Physicists at the Relativistic Heavy Ion Collider (RHIC) have devised a novel way to probe the internal structure of atomic nuclei without requiring direct high-speed collisions. A new study published in Physical Review Letters by the STAR collaboration demonstrates that flipped quantum interference in near-miss events can yield clearer maps of gluons, the particles that bind quarks inside protons and neutrons.
The approach leverages glancing or near-miss nuclear encounters, which are typically ignored in favor of head-on smashes. By analyzing the quantum interference patterns in these so-called ultraperipheral collisions, researchers can isolate gluon distributions with unprecedented clarity. This technique extends the reach of RHIC—a DOE Office of Science user facility at Brookhaven National Laboratory—into deeper explorations of matter's fundamental building blocks.

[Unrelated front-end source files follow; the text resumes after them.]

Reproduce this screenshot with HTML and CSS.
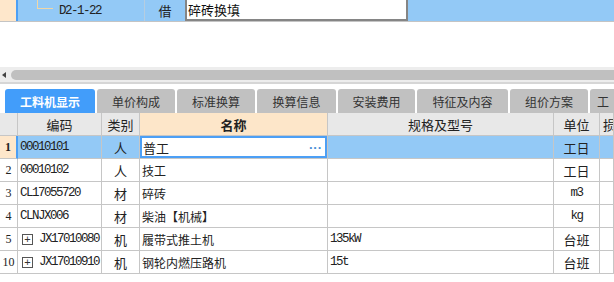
FILE: index.html
```html
<!DOCTYPE html>
<html lang="zh-CN">
<head>
    <meta charset="UTF-8">
    <title>工料机显示</title>
    <link rel="stylesheet" href="styles.css">
</head>
<body>
    <div class="tree-row">
        <div class="tree-gutter"></div>
        <div class="tree-code"><span class="branch"></span><span class="mono">D2-1-22</span></div>
        <div class="tree-type">借</div>
        <div class="tree-name">碎砖换填</div>
        <div class="tree-rest"></div>
    </div>

    <div class="blank"></div>

    <div class="hscroll">
        <span class="arrow"></span>
        <div class="thumb"></div>
    </div>
    <div class="hscroll-edge"></div>

    <div class="tabs">
        <div class="tab active">工料机显示</div>
        <div class="tab">单价构成</div>
        <div class="tab">标准换算</div>
        <div class="tab">换算信息</div>
        <div class="tab">安装费用</div>
        <div class="tab">特征及内容</div>
        <div class="tab">组价方案</div>
        <div class="tab last">工</div>
    </div>

    <div class="grid">
        <div class="hd"></div>
        <div class="hd">编码</div>
        <div class="hd">类别</div>
        <div class="hd name-hd">名称</div>
        <div class="hd">规格及型号</div>
        <div class="hd">单位</div>
        <div class="hd left">损</div>

        <div class="num sel-num">1</div>
        <div class="cell sel mono">00010101</div>
        <div class="cell sel center">人</div>
        <div class="cell editing">普工<span class="dots">···</span></div>
        <div class="cell sel"></div>
        <div class="cell sel center">工日</div>
        <div class="cell sel"></div>

        <div class="num">2</div>
        <div class="cell mono">00010102</div>
        <div class="cell center">人</div>
        <div class="cell">技工</div>
        <div class="cell"></div>
        <div class="cell center">工日</div>
        <div class="cell"></div>

        <div class="num">3</div>
        <div class="cell mono">CL17055720</div>
        <div class="cell center">材</div>
        <div class="cell">碎砖</div>
        <div class="cell"></div>
        <div class="cell center mono">m3</div>
        <div class="cell"></div>

        <div class="num">4</div>
        <div class="cell mono">CLNJX006</div>
        <div class="cell center">材</div>
        <div class="cell">柴油【机械】</div>
        <div class="cell"></div>
        <div class="cell center mono">kg</div>
        <div class="cell"></div>

        <div class="num">5</div>
        <div class="cell mono"><span class="expand">+</span>JX17010080</div>
        <div class="cell center">机</div>
        <div class="cell">履带式推土机</div>
        <div class="cell mono">135kW</div>
        <div class="cell center">台班</div>
        <div class="cell"></div>

        <div class="num">10</div>
        <div class="cell mono"><span class="expand">+</span>JX17010910</div>
        <div class="cell center">机</div>
        <div class="cell">钢轮内燃压路机</div>
        <div class="cell mono">15t</div>
        <div class="cell center">台班</div>
        <div class="cell"></div>
    </div>
</body>
</html>
```

FILE: styles.css
```css
body {
    margin: 0;
    background: #ffffff;
    font-family: "Noto Sans CJK SC", "Liberation Sans", sans-serif;
    font-size: 12px;
    color: #222;
    overflow: hidden;
}
.mono {
    font-family: "Liberation Mono", "Noto Sans CJK SC", monospace;
    font-size: 12.5px;
    letter-spacing: -1.5px;
}

/* tree row at the top */
.tree-row {
    display: flex;
    height: 21px;
    border-bottom: 1px solid #c4c4c4;
    background: #93c9f6;
}
.tree-gutter {
    width: 16px;
    background: #fee7cb;
    border-right: 2px solid #4c9ff5;
}
.tree-code {
    width: 126px;
    display: flex;
    align-items: center;
    border-right: 1px solid #b6cde0;
}
.branch {
    align-self: flex-start;
    width: 16px;
    height: 9px;
    margin-left: 19px;
    margin-right: 6px;
    border-left: 1px solid #f0d6a6;
    border-bottom: 1px solid #f0d6a6;
    box-sizing: border-box;
}
.tree-type {
    width: 40px;
    display: flex;
    align-items: center;
    justify-content: center;
    font-size: 13px;
}
.tree-name {
    width: 218px;
    background: #fff;
    border: 2px solid #858585;
    border-top: none;
    padding-left: 1px;
    display: flex;
    align-items: center;
    font-size: 13px;
    color: #111;
}
.tree-rest {
    flex: 1;
}

.blank {
    height: 45px;
}

/* horizontal scrollbar */
.hscroll {
    height: 15px;
    background: #ededed;
    display: flex;
    align-items: center;
}
.arrow {
    width: 0;
    height: 0;
    margin-left: 2px;
    margin-right: 5px;
    border-top: 3px solid transparent;
    border-bottom: 3px solid transparent;
    border-right: 4px solid #444;
}
.thumb {
    flex: 1;
    height: 10px;
    background: #c0c0c0;
    border-radius: 5px 0 0 5px;
}
.hscroll-edge {
    height: 2px;
    background: #d6d6d6;
    margin-bottom: 5px;
}

/* tabs */
.tabs {
    display: flex;
    gap: 2px;
    padding-left: 5px;
    height: 24px;
    overflow: hidden;
}
.tab {
    flex: none;
    background: #c1c1c1;
    border-radius: 3px 3px 0 0;
    color: #333;
    font-size: 12px;
    display: flex;
    align-items: center;
    justify-content: center;
    width: 78px;
}
.tab:nth-child(4) { width: 79px; }
.tab:nth-child(5) { width: 77px; }
.tab:nth-child(6) { width: 91px; }
.tab.active {
    width: 90px;
    background: #429dfa;
    color: #fff;
    font-weight: bold;
}
.tab.last {
    width: 40px;
    justify-content: flex-start;
    padding-left: 7px;
    box-sizing: border-box;
}

/* grid */
.grid {
    display: grid;
    grid-template-columns: 18px 84px 38px 188px 226px 46px 1fr;
    grid-auto-rows: 23px;
}
.grid > div {
    box-sizing: border-box;
    border-right: 1px solid #c6c6c6;
    border-bottom: 1px solid #c6c6c6;
    display: flex;
    align-items: center;
    white-space: nowrap;
    overflow: hidden;
}
.hd {
    background: #e8e8e8;
    justify-content: center;
    font-size: 13px;
    color: #222;
}
.hd.name-hd {
    background: #fde6c9;
    font-weight: bold;
}
.hd.left {
    justify-content: flex-start;
    padding-left: 3px;
}
.num {
    justify-content: center;
    font-family: "Liberation Serif", serif;
    font-size: 12px;
}
.num.sel-num {
    background: #fee7cb;
    border-right: 2px solid #4c9ff5 !important;
    font-weight: bold;
}
.cell {
    padding-left: 2px;
}
.cell.center {
    justify-content: center;
    padding-left: 0;
    font-size: 13px;
}
.cell.center.mono {
    font-size: 12.5px;
}
.sel {
    background: #93c9f6;
}
.cell.editing {
    background: #fff;
    box-shadow: inset 0 0 0 2px #4c9ff5;
    padding-left: 3px;
    font-size: 13px;
    justify-content: space-between;
    padding-right: 5px;
}
.dots {
    color: #4a8fd6;
    font-weight: bold;
    letter-spacing: 0;
    font-family: "Liberation Sans", sans-serif;
}
.expand {
    display: inline-flex;
    align-items: center;
    justify-content: center;
    flex: none;
    width: 11px;
    height: 11px;
    box-sizing: border-box;
    border: 1px solid #555;
    margin-left: 2px;
    margin-right: 6px;
    font-family: "Liberation Sans", sans-serif;
    font-size: 11px;
    line-height: 1;
    letter-spacing: 0;
    color: #333;
}
```
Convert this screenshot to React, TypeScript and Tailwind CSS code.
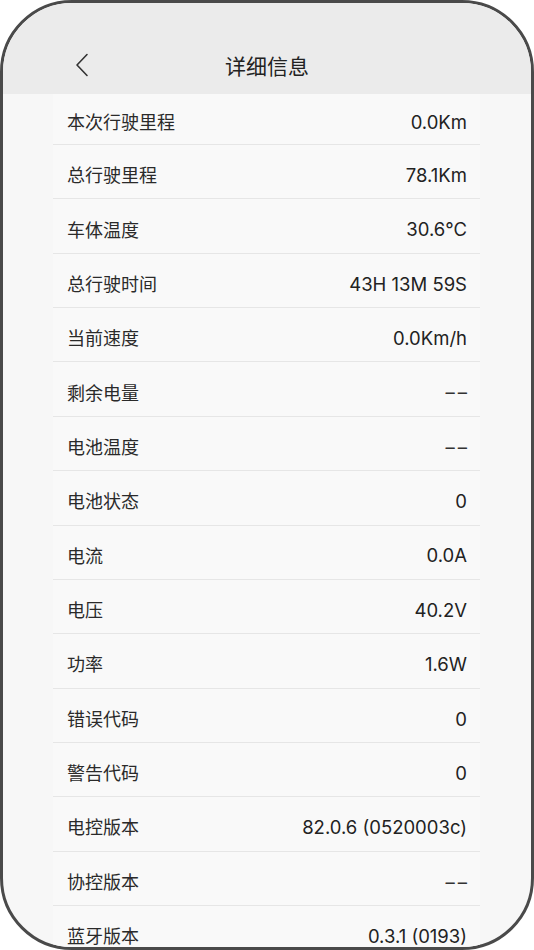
import React from "react";

const rows: [string, string][] = [
  ["本次行驶里程", "0.0Km"],
  ["总行驶里程", "78.1Km"],
  ["车体温度", "30.6℃"],
  ["总行驶时间", "43H 13M 59S"],
  ["当前速度", "0.0Km/h"],
  ["剩余电量", "––"],
  ["电池温度", "––"],
  ["电池状态", "0"],
  ["电流", "0.0A"],
  ["电压", "40.2V"],
  ["功率", "1.6W"],
  ["错误代码", "0"],
  ["警告代码", "0"],
  ["电控版本", "82.0.6 (0520003c)"],
  ["协控版本", "––"],
  ["蓝牙版本", "0.3.1 (0193)"],
];

export default function App() {
  return (
    <div
      className="w-[534px] h-[950px] bg-white"
      style={{ fontFamily: '"Noto Sans", "Noto Sans CJK SC", sans-serif' }}
    >
      <div className="w-full h-full border-[3px] border-[#4a4a4a] rounded-[72px] overflow-hidden bg-[#f7f7f7] flex flex-col">
        <div className="h-[91px] shrink-0 bg-[#ebebeb] grid grid-cols-[1fr_auto_1fr] pt-[36px]">
          <div className="flex items-center pl-[72px] -mt-[4px]">
            <svg width="14" height="24" viewBox="0 0 14 24" fill="none">
              <path d="M12 1.5 L2 12 L12 22.5" stroke="#333" strokeWidth="1.6" strokeLinecap="round" strokeLinejoin="round" />
            </svg>
          </div>
          <div className="flex items-center text-[21px] text-[#222] leading-none">详细信息</div>
          <div />
        </div>
        <div className="ml-[50px] w-[427px] flex flex-col">
          {rows.map(([k, v], i) => (
            <div
              key={k}
              className={
                i === 0
                  ? "h-[51px] shrink-0 border-b border-[#e6e6e6] flex items-center justify-between pl-[14px] pr-[13px] pt-[6px] bg-[#f9f9f9]"
                  : "h-[54.36px] shrink-0 border-b border-[#e6e6e6] flex items-center justify-between pl-[14px] pr-[13px] pt-[7px] bg-[#f9f9f9]"
              }
            >
              <span className="text-[18px] text-[#2a2a2a] leading-none">{k}</span>
              <span
                className={
                  v === "––"
                    ? "text-[18.5px] text-[#333] leading-none tracking-[3px] -mr-[3px]"
                    : "text-[18.5px] text-[#222] leading-none"
                }
                style={{ fontFamily: 'Inter, "Noto Sans CJK SC", sans-serif' }}
              >
                {v}
              </span>
            </div>
          ))}
        </div>
      </div>
    </div>
  );
}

The method relies on flipping the orientation of the interference pattern, which suppresses background noise and highlights the gluon signal. While the paper does not specify exact percentages or counts for the improvement, it establishes a new experimental pathway for mapping gluons at higher resolutions. The STAR collaboration's work builds on decades of data from RHIC, which has been colliding heavy ions since 2000.
Understanding gluon distributions is critical for solving puzzles in quantum chromodynamics, the theory of the strong nuclear force. These insights could eventually inform models of nuclear structure and the origins of mass in the universe. The findings also open the door to similar analyses at other colliders, such as the Large Hadron Collider.
"This is a clever refinement that turns a limitation into a tool," noted one physicist familiar with the work, speaking on condition of anonymity. The technique remains preliminary and will require validation through further experimental runs.